Seismic Protection of Steel Frames Using Friction Damper Devices

Abstract

This study investigates a friction damping bracing system in order to improve the response of steel frames when subjected to severe seismic excitations, beyond the design earthquake. A simplified model describing the behavior of the friction damper device was developed for global analyses of steel frames. Parametric analyses based on numerical simulations were carried out to evaluate the slip force with the aim of minimizing the values of top displacement and hysteretic energy dissipated by the steel frame. The main results of nonlinear dynamic analyses performed on a six-story steel frame incorporating friction damping bracing systems are presented and compared with the response of the unprotected counterpart.
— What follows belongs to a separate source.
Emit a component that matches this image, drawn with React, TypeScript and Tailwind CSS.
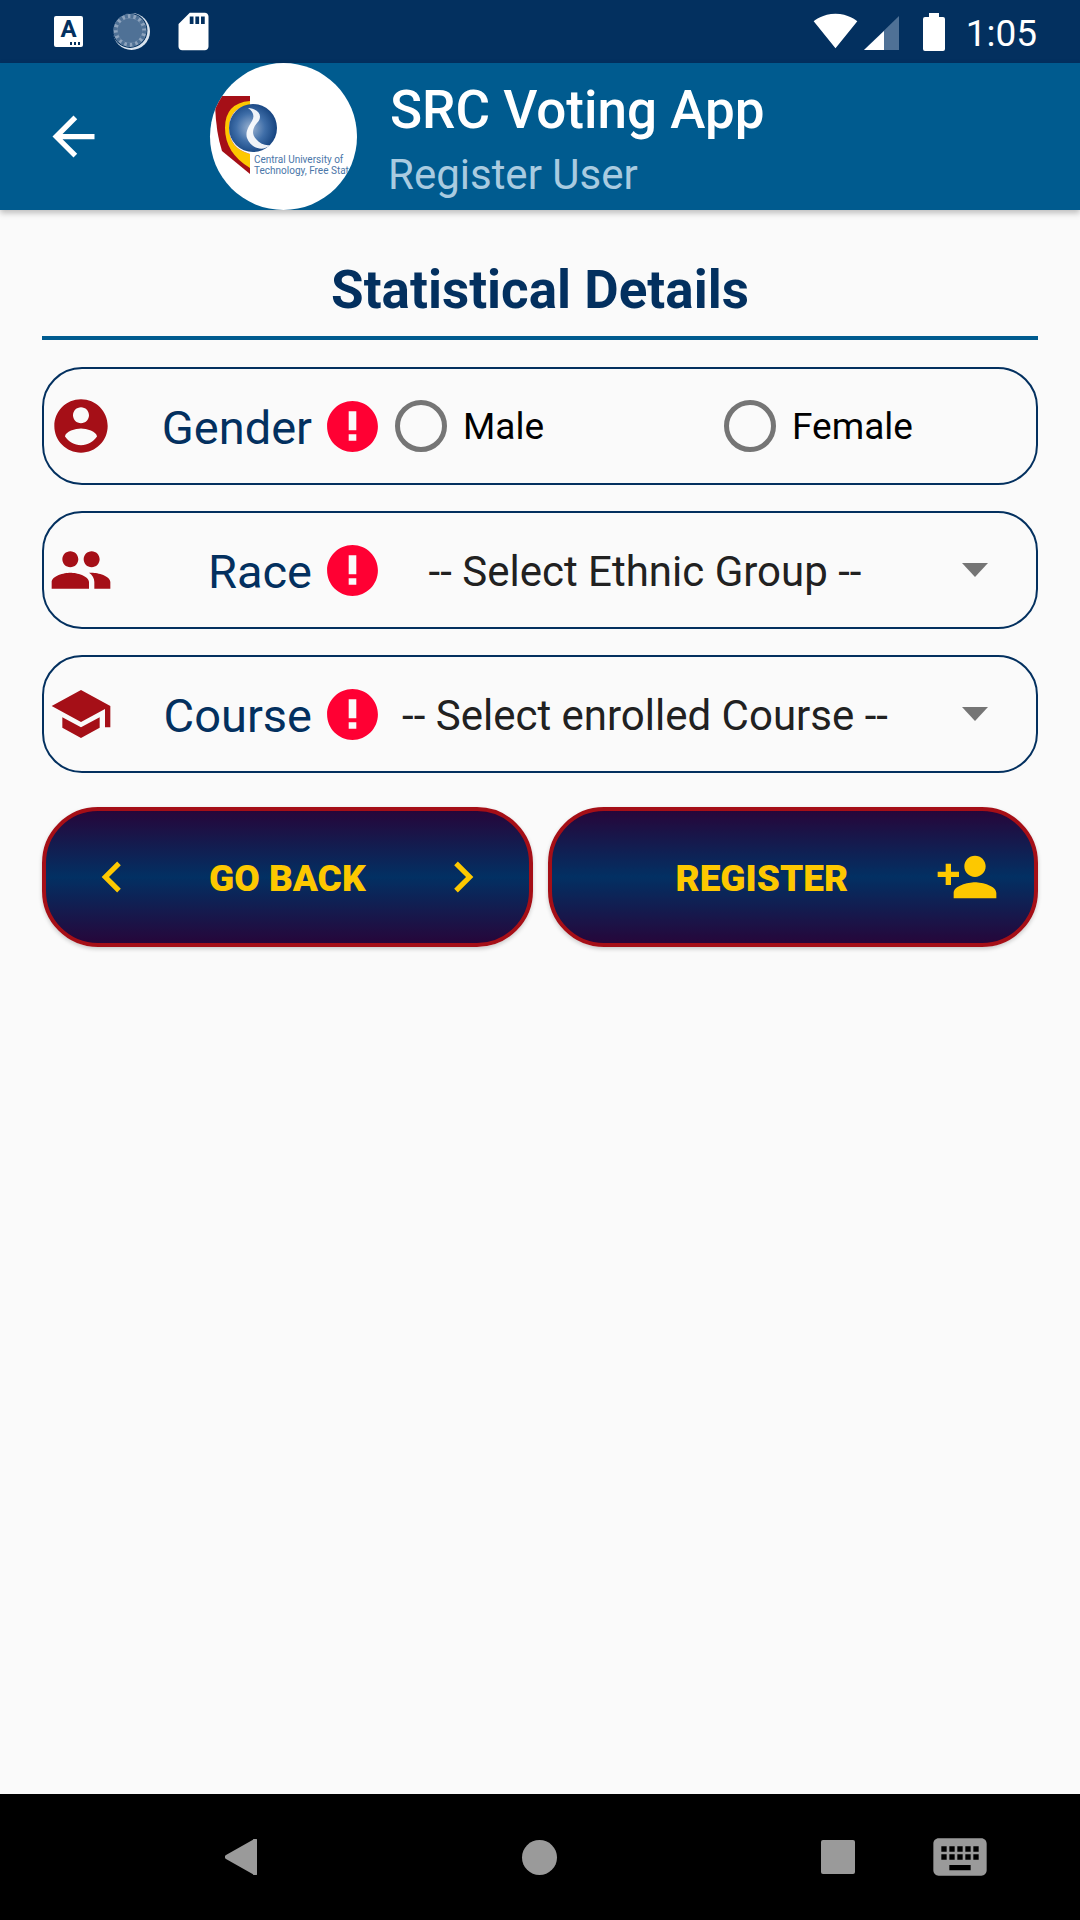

The effectiveness of the protection system was also assessed by examining the seismic response of the frame equipped with traditional braces, without friction devices. The results of the numerical investigations showed that the use of the friction damping bracing system caused an increase of the dissipative capacity of the frame, above all for high seismic actions. The plastic deformation concentrated inside the device, protecting the main structural elements from severe damage. The formation of the plastic hinges at the column base was delayed with respect to the unprotected frame. Numerical analyses indicated that the introduction of supplemental damping by using friction devices in steel bracings is very effective for seismic protection of steel frames subjected to severe seismic excitations.